Reproduce the listing word for word, leaving every picture behind.

>>>

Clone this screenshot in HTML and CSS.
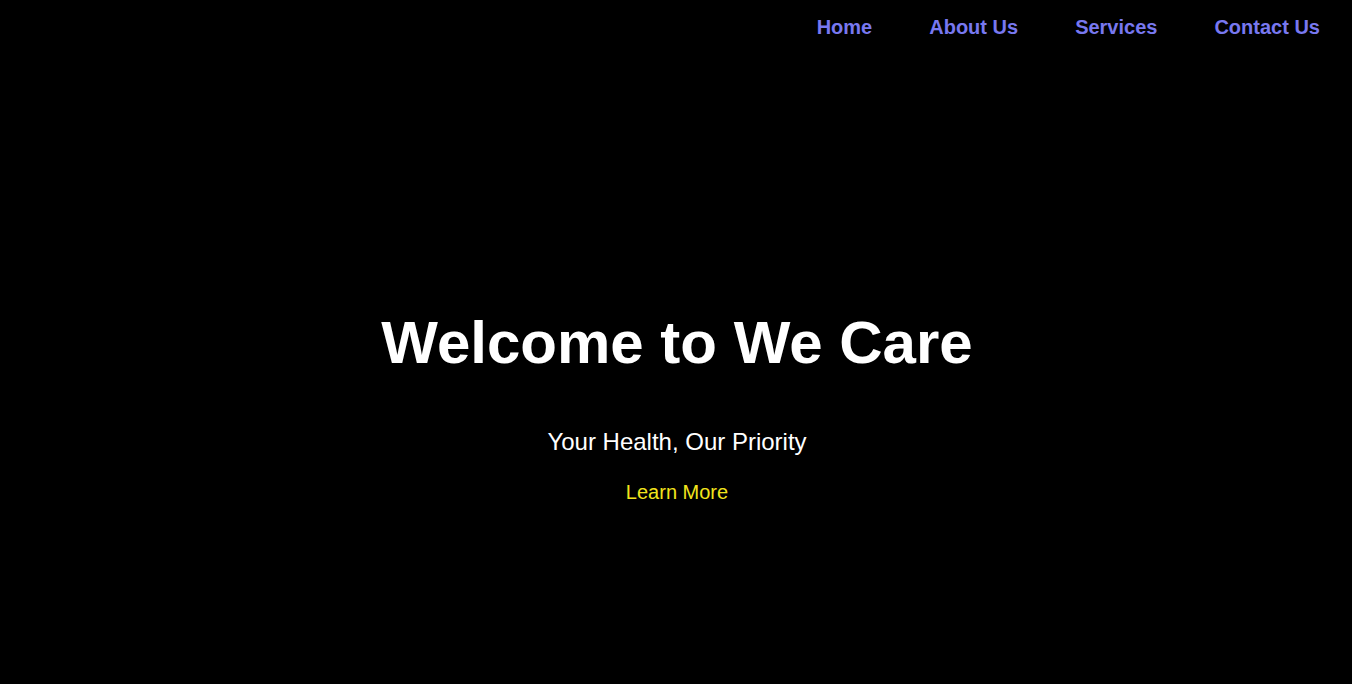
FILE: index.html
```html
<!DOCTYPE html>
<html lang="en">
<head>
<meta charset="utf-8">
<title>We Care</title>
<link rel="stylesheet" href="styles.css">
</head>
<body>
<header class="site-header">
  <nav class="nav">
    <a class="nav-link" href="#">Home</a>
    <a class="nav-link" href="#">About Us</a>
    <a class="nav-link" href="#">Services</a>
    <a class="nav-link" href="#">Contact Us</a>
  </nav>
</header>
<main class="hero">
  <h1 class="hero-title">Welcome to We Care</h1>
  <p class="hero-sub">Your Health, Our Priority</p>
  <a class="hero-link" href="#">Learn More</a>
</main>
</body>
</html>
```

FILE: styles.css
```css
html, body {
  margin: 0;
  padding: 0;
  background: #000;
  color: #fff;
  font-family: "Liberation Sans", Arial, sans-serif;
}

body {
  height: 100vh;
  display: flex;
  flex-direction: column;
  overflow: hidden;
}

.site-header {
  height: 64px;
  flex: none;
  box-sizing: border-box;
  padding: 16px 32px 0 32px;
  display: flex;
  justify-content: flex-end;
}

.nav {
  display: flex;
  gap: 57px;
}

.nav-link {
  color: #7878f0;
  font-weight: bold;
  font-size: 20px;
  line-height: 23px;
  text-decoration: none;
}

.hero {
  flex: 1;
  box-sizing: border-box;
  padding: 64px 0 0 2px;
  display: flex;
  flex-direction: column;
  align-items: center;
  justify-content: center;
  text-align: center;
}

.hero-title {
  margin: 0 0 51px 0;
  font-size: 60px;
  font-weight: bold;
}

.hero-sub {
  margin: 0 0 25px 0;
  font-size: 24px;
}

.hero-link {
  color: #f2e41c;
  font-size: 20px;
  text-decoration: none;
}
```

<<<

- _RESPONSE BELOW_
Clone this screenshot in HTML and CSS.
FILE: index.html
```html
<!DOCTYPE html>
<html lang="en">
<head>
<meta charset="utf-8">
<title>We Care</title>
<link rel="stylesheet" href="styles.css">
</head>
<body>
<header class="site-header">
  <nav class="nav">
    <a class="nav-link" href="#">Home</a>
    <a class="nav-link" href="#">About Us</a>
    <a class="nav-link" href="#">Services</a>
    <a class="nav-link" href="#">Contact Us</a>
  </nav>
</header>
<main class="hero">
  <h1 class="hero-title">Welcome to We Care</h1>
  <p class="hero-sub">Your Health, Our Priority</p>
  <a class="hero-link" href="#">Learn More</a>
</main>
</body>
</html>
```

FILE: styles.css
```css
html, body {
  margin: 0;
  padding: 0;
  background: #000;
  color: #fff;
  font-family: "Liberation Sans", Arial, sans-serif;
}

body {
  height: 100vh;
  display: flex;
  flex-direction: column;
  overflow: hidden;
}

.site-header {
  height: 64px;
  flex: none;
  box-sizing: border-box;
  padding: 16px 32px 0 32px;
  display: flex;
  justify-content: flex-end;
}

.nav {
  display: flex;
  gap: 57px;
}

.nav-link {
  color: #7878f0;
  font-weight: bold;
  font-size: 20px;
  line-height: 23px;
  text-decoration: none;
}

.hero {
  flex: 1;
  box-sizing: border-box;
  padding: 64px 0 0 2px;
  display: flex;
  flex-direction: column;
  align-items: center;
  justify-content: center;
  text-align: center;
}

.hero-title {
  margin: 0 0 51px 0;
  font-size: 60px;
  font-weight: bold;
}

.hero-sub {
  margin: 0 0 25px 0;
  font-size: 24px;
}

.hero-link {
  color: #f2e41c;
  font-size: 20px;
  text-decoration: none;
}
```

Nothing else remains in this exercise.